--- begin Supplied data ---
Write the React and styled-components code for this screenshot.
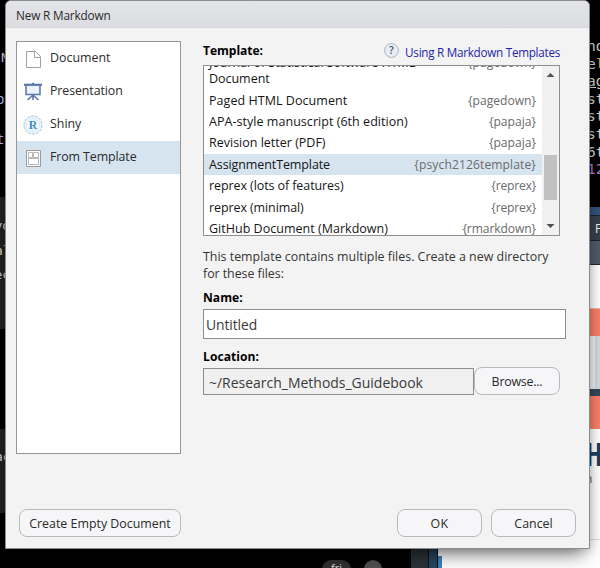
import React from 'react';
import styled, { createGlobalStyle } from 'styled-components';

const GlobalStyle = createGlobalStyle`
  * { box-sizing: border-box; }
  body { margin: 0; background: #000; }
`;

const Desktop = styled.main`
  display: grid;
  grid-template: 568px / 600px;
  overflow: hidden;
  font-family: 'Open Sans', 'Noto Sans', sans-serif;
  font-size: 12.4px;
  color: #2a2a2a;
  > * { grid-area: 1 / 1; }
`;

/* Windows behind the dialog */
const Backdrop = styled.div`
  display: grid;
  grid-template-columns: 411px 18px 9px 162px;
  height: 568px;
  background: #000;
  overflow: hidden;
`;
const Editor = styled.div`
  display: flex;
  flex-direction: column;
  overflow: hidden;
  background: #000;
`;
const EditorBlock = styled.div`
  flex: none;
  height: ${p => p.$h}px;
  padding-top: ${p => p.$top || 0}px;
  background: ${p => p.$bg || '#000'};
  overflow: hidden;
`;
const CodeLine = styled.div`
  height: ${p => p.$h}px;
  line-height: ${p => p.$h}px;
  margin-left: ${p => p.$x || 0}px;
  font-family: 'DejaVu Sans Mono', monospace;
  font-size: ${p => p.$size || 13}px;
  color: ${p => p.$color || '#c8c8c8'};
  white-space: pre;
`;
const Chips = styled.div`
  display: flex;
  gap: 13px;
  margin-top: auto;
  height: 8px;
  padding-left: 322px;
  overflow: hidden;
`;
const Chip = styled.div`
  flex: none;
  width: ${p => p.$w}px;
  height: 18px;
  border-radius: 9px;
  background: ${p => p.$bg};
  color: #ddd;
  font-size: 11px;
  line-height: 15px;
  text-align: center;
`;
const Gutter = styled.div`
  background: ${p => p.$bg};
  border-right: 1px solid #0b1116;
`;
const Browser = styled.div`
  display: flex;
  flex-direction: column;
  background: #fff;
  overflow: hidden;
`;
const Band = styled.div`
  flex: none;
  height: ${p => p.$h}px;
  background: ${p => p.$bg};
  border-bottom: ${p => p.$line ? `1px solid ${p.$line}` : 'none'};
`;
const Terminal = styled(Band)`
  padding: 38px 0 0 149px;
`;
const TerminalLine = styled.div`
  height: 17.6px;
  line-height: 17.6px;
  font-family: 'DejaVu Sans Mono', monospace;
  font-size: 14.5px;
  color: #d2d5d2;
  white-space: pre;
  text-decoration: ${p => p.$under ? 'underline' : 'none'};
`;
const Tint = styled.span`
  color: ${p => p.$c};
`;
const TabBand = styled(Band)`
  padding-left: 157px;
  color: #eee;
  font-size: 12px;
  line-height: 25px;
`;
const Tile = styled(Band)`
  padding-left: 157px;
  display: flex;
  &::after {
    content: '';
    flex: 1;
    background: #d3d9de;
  }
`;
const Headline = styled(Band)`
  padding-left: 147px;
  color: #173f66;
  font: bold 32px/30px 'Liberation Sans Narrow', 'Open Sans Condensed', 'DejaVu Sans Condensed', sans-serif;
  white-space: nowrap;
`;
const Subline = styled(Band)`
  padding-left: 147px;
  color: #555;
  font-size: 12px;
  line-height: 18px;
`;
const Sliver = styled.div`
  width: 4px;
  height: 12px;
  margin-top: auto;
  background: #3d82b8;
`;

/* Dialog */
const Dialog = styled.section`
  display: flex;
  flex-direction: column;
  width: 585px;
  height: 549px;
  margin-left: 5px;
  background: #f3f3f3;
  border: 1px solid #8c8c8c;
  border-radius: 6px 6px 0 0;
  box-shadow: 2px 12px 18px -8px rgba(0, 0, 0, 0.6), 1px 1px 8px rgba(0, 0, 0, 0.12);
  z-index: 1;
`;
const TitleBar = styled.header`
  height: 27px;
  padding-left: 10px;
  background: linear-gradient(#e3e4e7, #dcdde1);
  border-bottom: 1px solid #d5d6da;
  border-radius: 5px 5px 0 0;
  font-size: 11.8px;
  line-height: 29px;
`;
const Text = styled.span`
  letter-spacing: ${p => p.$track || 0}px;
  white-space: nowrap;
`;
const Body = styled.div`
  display: flex;
  padding: 13px 0 0 10px;
`;
const Sidebar = styled.nav`
  width: 165px;
  height: 413px;
  background: #fff;
  border: 1px solid #969696;
`;
const SideItem = styled.div`
  display: flex;
  align-items: center;
  gap: 7px;
  height: 33px;
  padding: 0 0 0 6px;
  line-height: 16px;
  background: ${p => p.$active ? '#d6e4f0' : 'transparent'};
  svg { flex: none; width: 20px; height: 20px; }
  span { padding-bottom: 2px; }
`;
const Main = styled.div`
  display: flex;
  flex-direction: column;
  width: 363px;
  margin-left: 22px;
`;
const TemplateHead = styled.div`
  display: flex;
  justify-content: space-between;
  width: 357px;
  height: 24px;
`;
const Label = styled.div`
  font-size: 12.1px;
  font-weight: 700;
  line-height: 19px;
  height: 18px;
  color: #000;
  letter-spacing: ${p => p.$track || 0}px;
`;
const HelpLink = styled.a`
  display: flex;
  gap: 6px;
  padding-top: 2px;
  color: #1f1fa8;
  font-size: 11.7px;
  line-height: 19px;
  svg { width: 15px; height: 15px; }
`;
const ListBox = styled.div`
  display: flex;
  width: 357px;
  height: 171px;
  background: #fff;
  border: 1px solid #8e8e8e;
  overflow: hidden;
`;
const Rows = styled.div`
  flex: 1;
  margin-top: -14.5px;
`;
const Row = styled.div`
  display: flex;
  justify-content: space-between;
  height: ${p => p.$tall ? 38.3 : 21.35}px;
  padding: ${p => p.$tall ? 3 : 0}px 6px 0 5px;
  font-size: 12.5px;
  line-height: ${p => p.$tall ? 16.5 : 21.8}px;
  background: ${p => p.$active ? '#d6e4f0' : 'transparent'};
  color: #161616;
`;
const Package = styled(Text)`
  font-size: 12.1px;
  color: #6b6b6b;
`;
const ScrollBar = styled.div`
  display: flex;
  flex-direction: column;
  align-items: center;
  width: 17px;
  background: #f1f1f1;
  svg { flex: none; width: 17px; height: 17px; }
`;
const Thumb = styled.div`
  width: 13px;
  height: 45px;
  margin: 72px 0 auto;
  background: #c1c1c1;
`;
const Note = styled.p`
  display: flex;
  flex-direction: column;
  height: 52px;
  margin: 0;
  padding-top: 12px;
  line-height: 17px;
  color: #333;
`;
const NameField = styled.div`
  width: 363px;
  height: 30px;
  margin: 3px 0 8px;
  padding-left: 2px;
  border: 1px solid #8e8e8e;
  background: #fff;
  font-size: 13.9px;
  line-height: 30px;
  color: #3a3a3a;
`;
const LocationRow = styled.div`
  display: flex;
  align-items: flex-end;
  height: 30px;
`;
const PathField = styled.div`
  width: 271px;
  height: 27px;
  padding-left: 5px;
  border: 1px solid #8e8e8e;
  background: #f0f0f0;
  font-size: 13.97px;
  line-height: 28px;
  color: #3a3a3a;
`;
const Button = styled.button`
  width: ${p => p.$w}px;
  height: 28px;
  padding: 1px 0 0;
  border: 1px solid #b9b9bb;
  border-radius: 8px;
  background: #f6f6f8;
  color: #2a2a2a;
  font: 12.4px 'Open Sans', sans-serif;
`;
const Footer = styled.footer`
  display: flex;
  gap: 9px;
  margin: auto 0 11px 13px;
  > :first-child { margin-right: 207px; }
`;

const DocumentIcon = () => (
  <svg viewBox="0 0 20 20" fill="#fff" stroke="#a0a0a0">
    <path d="M3.5 2.5h9l5 5v11h-14z" />
    <path d="M11.5 2.5v6h6" />
  </svg>
);
const PresentationIcon = () => (
  <svg viewBox="0 0 20 20" fill="none" stroke="#5b76a8">
    <path d="M1 2.8h18" strokeWidth="2.2" />
    <path d="M9 1.3h2" strokeWidth="1.2" />
    <path d="M3 4v8.5h14V4" strokeWidth="1.5" fill="#eef2fa" />
    <path d="M10 12v6M9.5 13.5l-5 4.5M10.5 13.5l5 4.5" strokeWidth="1.6" />
  </svg>
);
const ShinyIcon = () => (
  <svg viewBox="0 0 20 20">
    <circle cx="10" cy="10" r="9" fill="#f2f9fc" stroke="#9cc3de" strokeDasharray="3 1" />
    <circle cx="10" cy="10" r="6.8" fill="none" stroke="#cfe4f1" strokeWidth=".8" />
    <text x="10" y="14.2" textAnchor="middle" fontFamily="Liberation Serif, serif" fontWeight="bold" fontSize="11.5" fill="#3d8ec2">R</text>
  </svg>
);
const TemplateIcon = () => (
  <svg viewBox="0 0 20 20" fill="#fff" stroke="#9a9a9a">
    <path d="M3.5 2.5h14v16h-14z" />
    <path d="M5.5 4.5h4v5h-4zM10.5 4.5h5v5h-5zM5.5 10.5h10v6h-10z" strokeWidth=".7" />
  </svg>
);
const HelpIcon = () => (
  <svg viewBox="0 0 15 15">
    <circle cx="7.5" cy="7.5" r="6.9" fill="#e9eef4" stroke="#a9b4c1" />
    <text x="7.5" y="11.3" textAnchor="middle" fontFamily="Open Sans, sans-serif" fontWeight="600" fontSize="10.5" fill="#465a70">?</text>
  </svg>
);
const Arrow = ({ down }) => (
  <svg viewBox="0 0 17 17" fill="#505050">
    <path d={down ? 'M4.5 6h8l-4 4z' : 'M4.5 11h8l-4-4z'} />
  </svg>
);

const sideItems = [
  { name: 'Document', Icon: DocumentIcon },
  { name: 'Presentation', Icon: PresentationIcon, track: -0.1 },
  { name: 'Shiny', Icon: ShinyIcon },
  { name: 'From Template', Icon: TemplateIcon, track: -0.1, active: true },
];

const templates = [
  { name: ['Journal of Statistical Software HTML', 'Document'], pkg: '{pagedown}', tall: true, track: -0.03 },
  { name: ['Paged HTML Document'], pkg: '{pagedown}', track: 0.05 },
  { name: ['APA-style manuscript (6th edition)'], pkg: '{papaja}', track: 0.04 },
  { name: ['Revision letter (PDF)'], pkg: '{papaja}' },
  { name: ['AssignmentTemplate'], pkg: '{psych2126template}', track: -0.1, pkgTrack: 0.1, active: true },
  { name: ['reprex (lots of features)'], pkg: '{reprex}', track: -0.09, pkgTrack: -0.2 },
  { name: ['reprex (minimal)'], pkg: '{reprex}', track: -0.1, pkgTrack: -0.2 },
  { name: ['GitHub Document (Markdown)'], pkg: '{rmarkdown}', track: 0.02, pkgTrack: -0.1 },
];

export default function App() {
  return (
    <>
      <GlobalStyle />
      <Desktop>
        <Backdrop>
          <Editor>
            <EditorBlock $h={197} $top={49}>
              <CodeLine $h={18} $x={1}>N</CodeLine>
              <CodeLine $h={24} />
              <CodeLine $h={16} $x={-4} $size={14} $color="#a9b6ee">p</CodeLine>
              <CodeLine $h={23} />
              <CodeLine $h={18} $x={-4} $size={14} $color="#a9b6ee">t'</CodeLine>
            </EditorBlock>
            <EditorBlock $h={132} $top={17} $bg="#202020">
              <CodeLine $h={24.5} $x={-5.5}>yo</CodeLine>
              <CodeLine $h={24.5} $x={-5}>a<Tint $c="#c99b6b">l</Tint></CodeLine>
              <CodeLine $h={24.5} $x={-5.5}>ec</CodeLine>
            </EditorBlock>
            <EditorBlock $h={100} />
            <EditorBlock $h={84} $top={19} $bg="#202020">
              <CodeLine $h={18} $x={-5}>ac</CodeLine>
            </EditorBlock>
            <Chips>
              <Chip $w={29} $bg="#303030">fri</Chip>
              <Chip $w={18} $bg="#505050" />
            </Chips>
          </Editor>
          <Gutter $bg="#2b3338" />
          <Gutter $bg="#264660" />
          <Browser>
            <Terminal $h={207} $bg="#000">
              <TerminalLine>nd</TerminalLine>
              <TerminalLine>e<Tint $c="#d2a13b">l</Tint></TerminalLine>
              <TerminalLine $under>ag</TerminalLine>
              <TerminalLine>st</TerminalLine>
              <TerminalLine>st</TerminalLine>
              <TerminalLine>st</TerminalLine>
              <TerminalLine>6t</TerminalLine>
              <TerminalLine><Tint $c="#b07ad0">12</Tint></TerminalLine>
            </Terminal>
            <Band $h={9} $bg="#34527a" $line="#1c2633" />
            <TabBand $h={25} $bg="#38414b" $line="#1b222a">F</TabBand>
            <Band $h={24} $bg="#505c68" $line="#20272e" />
            <Band $h={43} $bg="#fff" />
            <Band $h={1} $bg="#f7b3a4" />
            <Band $h={27} $bg="#fa7f69" />
            <Tile $h={53} $bg="#f1f2f3" />
            <Band $h={7} $bg="#34495f" />
            <Band $h={33} $bg="#fa7f69" />
            <Band $h={10} $bg="#fff" />
            <Headline $h={31} $bg="#fff">H</Headline>
            <Subline $h={70} $bg="#fff" $line="#ddd">n</Subline>
            <Sliver />
          </Browser>
        </Backdrop>

        <Dialog>
          <TitleBar><Text $track={-0.17}>New R Markdown</Text></TitleBar>
          <Body>
            <Sidebar>
              {sideItems.map(({ name, Icon, track, active }) => (
                <SideItem key={name} $active={active}>
                  <Icon />
                  <Text $track={track}>{name}</Text>
                </SideItem>
              ))}
            </Sidebar>
            <Main>
              <TemplateHead>
                <Label $track={-0.06}>Template:</Label>
                <HelpLink><HelpIcon /><Text $track={-0.27}>Using R Markdown Templates</Text></HelpLink>
              </TemplateHead>
              <ListBox>
                <Rows>
                  {templates.map((t, i) => (
                    <Row key={i} $tall={t.tall} $active={t.active}>
                      <Text $track={t.track}>{t.name[0]}{t.name[1] && <><br />{t.name[1]}</>}</Text>
                      <Package $track={t.pkgTrack}>{t.pkg}</Package>
                    </Row>
                  ))}
                </Rows>
                <ScrollBar><Arrow /><Thumb /><Arrow down /></ScrollBar>
              </ListBox>
              <Note>
                <Text $track={0.01}>This template contains multiple files. Create a new directory</Text>
                <Text $track={-0.04}>for these files:</Text>
              </Note>
              <Label>Name:</Label>
              <NameField><Text $track={-0.1}>Untitled</Text></NameField>
              <Label $track={0.05}>Location:</Label>
              <LocationRow>
                <PathField><Text>~/Research_Methods_Guidebook</Text></PathField>
                <Button $w={86}><Text $track={-0.22}>Browse...</Text></Button>
              </LocationRow>
            </Main>
          </Body>
          <Footer>
            <Button $w={162}><Text>Create Empty Document</Text></Button>
            <Button $w={85}><Text $track={0.4}>OK</Text></Button>
            <Button $w={85}><Text>Cancel</Text></Button>
          </Footer>
        </Dialog>
      </Desktop>
    </>
  );
}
--- end Supplied data ---
What you will do
The word "React" may appear on some lines. Report how many lines hold it, giving the number alone.

Solution to the exercise
2